Constraint Optimization with one parameter included in the constraint of the other

Question

I want to calculate the following

So I want to find Theta and Sigma that maximizes the function. The constraints are:

> Theta>-Sigma
> -1<Sigma<1

So one of my problem is that I dont know how to deal with the fact that one parameter is included in the constraint of the other Parameter, that I want to optimize over.

I tried with optim(), constrOptim and dfoptim!

Using optim():

k=8
i=1:(k-1)
x=c(5,0.2)
n=24
nj=c(3,4,8,1,1,4,2,1)


EPPF <- function(x,n,nj) {
  y=(x[1]+1):(x[1]+1+(n-1)-1)
  z=-(prod(x[1]+i*x[2])/(prod(y))*prod(sapply(nj, hfun)))
  return(z)}

hfun <- function(p){
  h=(1-x[2]):((1-x[2])+p-1)
  hfun=prod(h)
  return(hfun)
}

> optim(c(6,0.3), fn=EPPF,method = "L-BFGS-B", n=n,nj=nj, lower = c(-x[1],-1), upper = c(Inf,1))
$par
[1] 6.0 0.3

$value
[1] -1.258458e-15

$counts
function gradient 
       2        2 

$convergence
[1] 0

$message
[1] "CONVERGENCE: REL_REDUCTION_OF_F <= FACTR*EPSMCH"

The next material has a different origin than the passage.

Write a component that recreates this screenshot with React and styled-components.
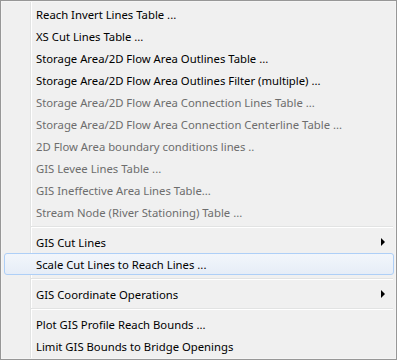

I also tried using a constructor function:

make.EPPF <- function(n,nj,fixed=c(FALSE,FALSE)){
  params <-fixed
  function(p) {
    hfun <- function(y){
      h=(1-sigma):((1-sigma)+y-1)
      hfun=prod(h)
      return(hfun)
    }

    params[!fixed] <- p
    theta <- params[1]
    sigma <- params[2]
    y=(theta+1):(theta+1+(n-1)-1)
    z=(prod(theta+i*sigma)/(prod(y))*prod(sapply(nj, hfun)))
    z
  }
}

EPPF <-make.EPPF (n,nj)

> optim(c(theta=6, sigma=0.5), fn=EPPF,method = "L-BFGS-B",lower = c(-sigma,-1), upper = c(Inf,1))
Error in optim(c(theta = 6, sigma = 0.5), fn = EPPF, method = "L-BFGS-B",  : 
  object 'sigma' not found

Using constrOptim():

> A <- matrix(c(1,1,0,1,0,-1),3,2,byrow=T)
> b <- c(0,-1,-1)
> 
> constrOptim(c(3,0.3),EPPF,NULL,A,b, control=list(fnscale=-1))
$par
[1] 3.0 0.3

$value
[1] 9.712117e-16

$counts
[1] 0

$convergence
[1] 0

$message
NULL

$outer.iterations
[1] 1

$barrier.value
[1] 7.313452e-05

Using Package dfoptim:

> library(dfoptim)
> nmkb(x=c(6,0.3), EPPF, lower=c(-x[2],-1), upper=c(Inf, 1 ))
Error in par < lower : 
  comparison (3) is possible only for atomic and list types

Either there is for some reasons no convergence or some other Errors.

I am relativ new to programming and R and would really appreciate if someone could help me. Thanks!

Answer 1

These are 3 linear inequality constraints:

sigma + theta > 0
sigma + 1 > 0
-sigma + 1 > 0

You can do this in maxLik. But note that maxLik maximizes the function, hence remove the '-' in front of z. Here is the code that works for me (using Rscript):

k=8
i=1:(k-1)
x=c(5,0.2)
n=24
nj=c(3,4,8,1,1,4,2,1)

EPPF <- function(x,n,nj) {
   theta <- x[1]
   sigma <- x[2]
  y=(x[1]+1):(x[1]+1+(n-1)-1)
   z <- prod(x[1]+i*x[2])/(prod(y))*prod(sapply(nj, hfun))
   z <- log(z)
   return(z)
}

hfun <- function(p){
  h=(1-x[2]):((1-x[2])+p-1)
  hfun=prod(h)
  return(hfun)
}

library(maxLik)
constraints <- list(ineqA=matrix(c(1,0,0,1,1,-1),3,2), ineqB=c(0,1,1))
m <- maxBFGS(EPPF, start=c(6,0.3), constraints=constraints, n=n, nj=nj)
print(summary(m))

I also took logarithm of the result as this leads to more "human" numbers. Otherwise you have to re-tune the stopping conditions. The answer seems to be -1, 1.